Todd Boss’ second poetry collection, “Pitch,” strikes a resonant chord
Todd Boss often describes his poems as “simple.” And it’s true, the St. Paul-based poet draws from the unpretentious terrain of hearth and home in his work: married life, parenthood, walking with dogs in the woods, his childhood spent on the family’s Wisconsin farm. And Boss’s poems are warm and musical, as generous and inviting to the reader as a good host is to his dinner guests. There’s nothing unduly formal or aloof; he welcomes all comers.
All the same, having spent a fair amount of time thinking on his second collection, “Pitch,” I must disagree: Boss’s work may be accessible and plainspoken, but I’d never call it simple.
In fact, it’s the nuance that strikes me again and again as I turn these poems over in my mind — the fine gradations of timbre and tone, the satisfying complexity of the emotional palette and flashes of unexpected poignancy and turns of insight, as he moves within and between these poems. By turns playful and melancholy, pensive, witty and impassioned — “Pitch” is a full-throated plainsong for the human experience, sung in a Midwestern key. The details feel authentically and particularly Boss’s own, drawn from the idiosyncrasies of his lived experience, but as you make your way through the poems, his song is clearly yours, too, with a melody instantly familiar and resonant.
These are hymns for quotidian graces: the juicy bite of ripe fruit on a well-earned lunch break, a child’s unguarded melodies in a quiet house, a mother’s unerring ability to wring from the already-wrung-out washcloth yet one more “miraculous/ stream of silver dish wash/ into the day’s last gleam …”

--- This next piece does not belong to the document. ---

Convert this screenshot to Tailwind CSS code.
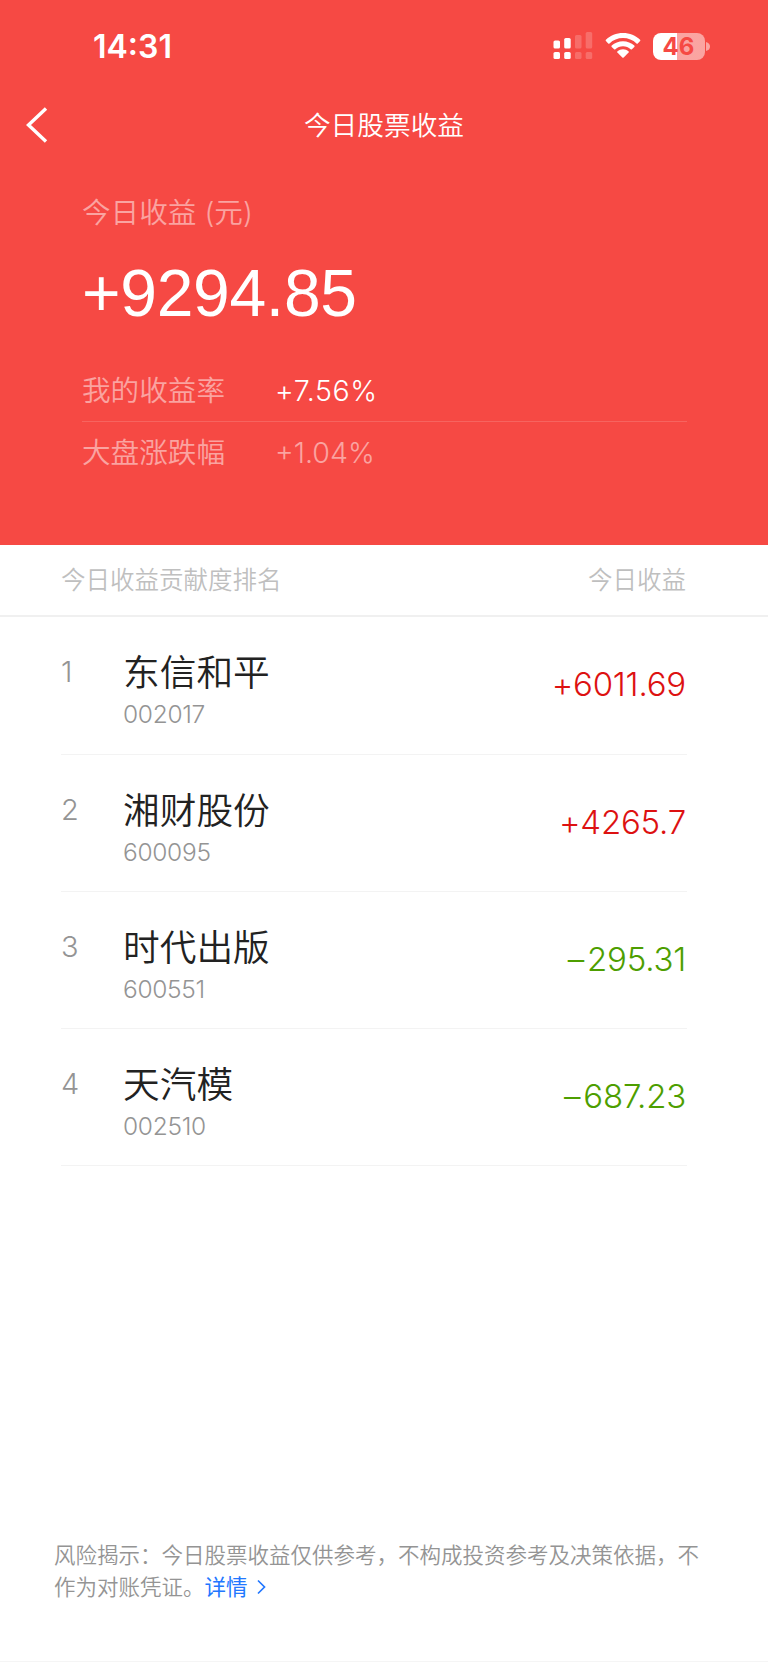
<!DOCTYPE html>
<html lang="zh-CN">
  <head>
    <meta charset="UTF-8" />
    <meta name="viewport" content="width=device-width, initial-scale=1.0" />
    <title>今日股票收益</title>
    <script src="https://cdn.jsdelivr.net/npm/@tailwindcss/browser@4"></script>
  </head>
  <body
    class="w-[768px] h-[1662px] flex flex-col bg-white font-[350] font-['Inter','Noto_Sans_CJK_SC',sans-serif]"
  >
    <header class="h-[545px] bg-[#f64944] text-white">
      <!-- status bar -->
      <div class="h-[92px] pl-[93px] pr-[58px] flex items-center justify-between">
        <p class="pt-[2px] text-[32px] leading-[92px] font-semibold">14:31</p>
        <div class="flex items-center gap-3">
          <svg class="w-10 h-7" viewBox="0 0 40 28" fill="#fff">
            <rect x="0.5" y="8.5" width="6.5" height="8" rx="1.6" />
            <rect x="0.5" y="20" width="6.5" height="7" rx="1.6" />
            <rect x="11.2" y="6" width="6.5" height="10.5" rx="1.6" />
            <rect x="11.2" y="20" width="6.5" height="7" rx="1.6" />
            <g opacity="0.2">
              <rect x="22" y="3" width="6.5" height="13.5" rx="1.6" />
              <rect x="22" y="20" width="6.5" height="7" rx="1.6" />
              <rect x="32.7" y="0" width="6.5" height="16.5" rx="1.6" />
              <rect x="32.7" y="20" width="6.5" height="7" rx="1.6" />
            </g>
          </svg>
          <svg class="w-9 h-7" viewBox="0 0 36 28" fill="#fff">
            <path d="M18 1C11.3 1 5.200 3.500 0.900 7.800Q0.300 8.500 0.900 9.100L3.200 11.400Q3.900 12 4.500 11.400C8.100 8 12.800 6 18 6S27.900 8 31.500 11.400Q32.100 12 32.800 11.400L35.100 9.100Q35.700 8.500 35.100 7.800C30.800 3.500 24.700 1 18 1Z" />
            <path d="M18 9.200C13.700 9.200 9.700 10.800 6.700 13.600Q6 14.300 6.700 14.900L9.100 17.200Q9.700 17.800 10.400 17.200C12.400 15.300 15.100 14.200 18 14.200S23.600 15.300 25.600 17.200Q26.300 17.800 26.900 17.200L29.300 14.900Q30 14.300 29.300 13.600C26.300 10.800 22.300 9.200 18 9.200Z" />
            <path d="M18 17.300C15.900 17.300 14 18 12.500 19.300Q11.800 20 12.400 20.600L17.300 25.500Q18 26.100 18.700 25.500L23.600 20.600Q24.200 20 23.500 19.300C22 18 20.100 17.300 18 17.300Z" />
          </svg>
          <div class="flex items-center gap-[1.500px]">
            <div
              class="w-[52px] h-[27px] rounded-[8px] bg-linear-to-r from-white from-46% to-white/50 to-46% text-center text-[24px] leading-[27px] font-bold text-[#f64944]"
            >
              46
            </div>
            <svg class="w-1 h-[9px]" viewBox="0 0 4 9">
              <path d="M0 0Q4 1 4 4.500Q4 8 0 9Z" fill="#fff" opacity="0.500" />
            </svg>
          </div>
        </div>
      </div>

      <!-- title bar -->
      <div class="h-[66px] px-[26px] grid grid-cols-[1fr_auto_1fr] items-center">
        <svg class="w-[22px] h-9" viewBox="0 0 22 36" fill="none">
          <path d="M20 1.500L2.500 18L20 34.500" stroke="#fff" stroke-width="3.400" />
        </svg>
        <h1 class="text-[26.700px] leading-[66px]">今日股票收益</h1>
      </div>

      <!-- summary -->
      <div class="pt-[35px] pl-[82px] pr-[81px]">
        <p class="text-[28.600px] leading-[40px] text-white/50">
          今日收益 (元)
        </p>
        <p
          class="mt-[22px] text-[66px] leading-[76px] tracking-[-0.300px] font-normal font-['Liberation_Sans',sans-serif]"
        >
          +9294.85
        </p>
        <div class="mt-[30px] h-[61px] flex items-center border-b border-white/15 text-[28.600px]">
          <p class="w-[193px] text-white/50">我的收益率</p>
          <p class="tracking-[0.600px]">+7.56%</p>
        </div>
        <div class="h-[62px] flex items-center text-[28.600px] text-white/50">
          <p class="w-[193px]">大盘涨跌幅</p>
          <p>+1.04%</p>
        </div>
      </div>
    </header>

    <div
      class="h-[72px] pl-[61px] pr-[82px] flex items-center justify-between border-b-2 border-[#f0f0f0] text-[24.500px] text-[#bfbfbf]"
    >
      <p>今日收益贡献度排名</p>
      <p>今日收益</p>
    </div>

    <main class="pl-[61px] pr-[81px]">
      <div class="h-[138px] flex border-b border-[#f3f3f3]">
        <p class="w-[62px] pt-[37px] text-[29px] leading-[36px] text-[#949494]">1</p>
        <div class="flex-1 pt-[33px]">
          <h2 class="text-[36.700px] leading-[46px] text-[#222]">东信和平</h2>
          <p class="mt-[3px] text-[24.500px] leading-[30px] tracking-[-0.300px] text-[#949494]">002017</p>
        </div>
        <p class="pt-[47px] pr-px text-[33px] leading-[40px] tracking-[-0.200px] text-[#dd1111]">+6011.69</p>
      </div>
      <div class="h-[137px] flex border-b border-[#f3f3f3]">
        <p class="w-[62px] pt-[37px] text-[29px] leading-[36px] text-[#949494]">2</p>
        <div class="flex-1 pt-[33px]">
          <h2 class="text-[36.700px] leading-[46px] text-[#222]">湘财股份</h2>
          <p class="mt-[3px] text-[24.500px] leading-[30px] tracking-[-0.300px] text-[#949494]">600095</p>
        </div>
        <p class="pt-[47px] pr-px text-[33px] leading-[40px] tracking-[-0.200px] text-[#dd1111]">+4265.7</p>
      </div>
      <div class="h-[137px] flex border-b border-[#f3f3f3]">
        <p class="w-[62px] pt-[37px] text-[29px] leading-[36px] text-[#949494]">3</p>
        <div class="flex-1 pt-[33px]">
          <h2 class="text-[36.700px] leading-[46px] text-[#222]">时代出版</h2>
          <p class="mt-[3px] text-[24.500px] leading-[30px] tracking-[-0.300px] text-[#949494]">600551</p>
        </div>
        <p class="pt-[47px] pr-px text-[33px] leading-[40px] tracking-[-0.200px] text-[#4d9e00]"><span class="mr-[3px]">–</span>295.31</p>
      </div>
      <div class="h-[137px] flex border-b border-[#f3f3f3]">
        <p class="w-[62px] pt-[37px] text-[29px] leading-[36px] text-[#949494]">4</p>
        <div class="flex-1 pt-[33px]">
          <h2 class="text-[36.700px] leading-[46px] text-[#222]">天汽模</h2>
          <p class="mt-[3px] text-[24.500px] leading-[30px] tracking-[-0.300px] text-[#949494]">002510</p>
        </div>
        <p class="pt-[47px] pr-px text-[33px] leading-[40px] tracking-[-0.200px] text-[#4d9e00]"><span class="mr-[3px]">–</span>687.23</p>
      </div>
    </main>

    <footer class="mt-auto h-[123px] pl-[54px] border-b border-[#f5f5f5] text-[21.500px] leading-[32px] text-[#949494]">
      <p>风险揭示：今日股票收益仅供参考，不构成投资参考及决策依据，不</p>
      <p class="flex items-center">
        作为对账凭证。<a href="#" class="flex items-center gap-[9px] font-normal text-[#2277ff]"
          >详情
          <svg class="w-[9px] h-4" viewBox="0 0 9 16" fill="none">
            <path d="M1 1.500L7.500 8L1 14.500" stroke="#2277ff" stroke-width="1.700" />
          </svg>
        </a>
      </p>
    </footer>
  </body>
</html>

In the poem, “Instrument,” there’s a wonderful passage: “And we, / so used to the notion / that music is made of wood / wire / horsehair / pin,/ we recall: a cello/ is only a voice box after all –/ that the one surrounding it with elbows / torso / chin,/ is the real instrument/ the work resonates in –”
Boss is equally deft with the visual and musical possibilities of poetry. Words on the page echo the zig-zag tangle of excited dogs on a leash, or the passage of a marble through the Rube Goldberg levels of a tumble toy; or, as in the section given above, the side-to-side sway of a musician’s bow on cello strings.
“Pitch” follows a coherent, narrative line about the relationships that define a life, told by way of moving poetic vignettes about love and loss, abundance and sacrifice and daily small pleasures. His voice is indeed straightforward throughout, but thrumming with emotional acuity and authentic feeling. His critically acclaimed debut poetry collection, “Yellowrocket,” launched Boss onto the national stage; I have a feeling this one will ensure he stays there.
Boss will celebrate the launch of his second poetry collection, “Pitch,” with a reading at the Loft Literary Center March 14 at 7 p.m. in the Open Book center, 1011 Washington Ave., Minneapolis, Minn. For more information: toddbosspoet.com.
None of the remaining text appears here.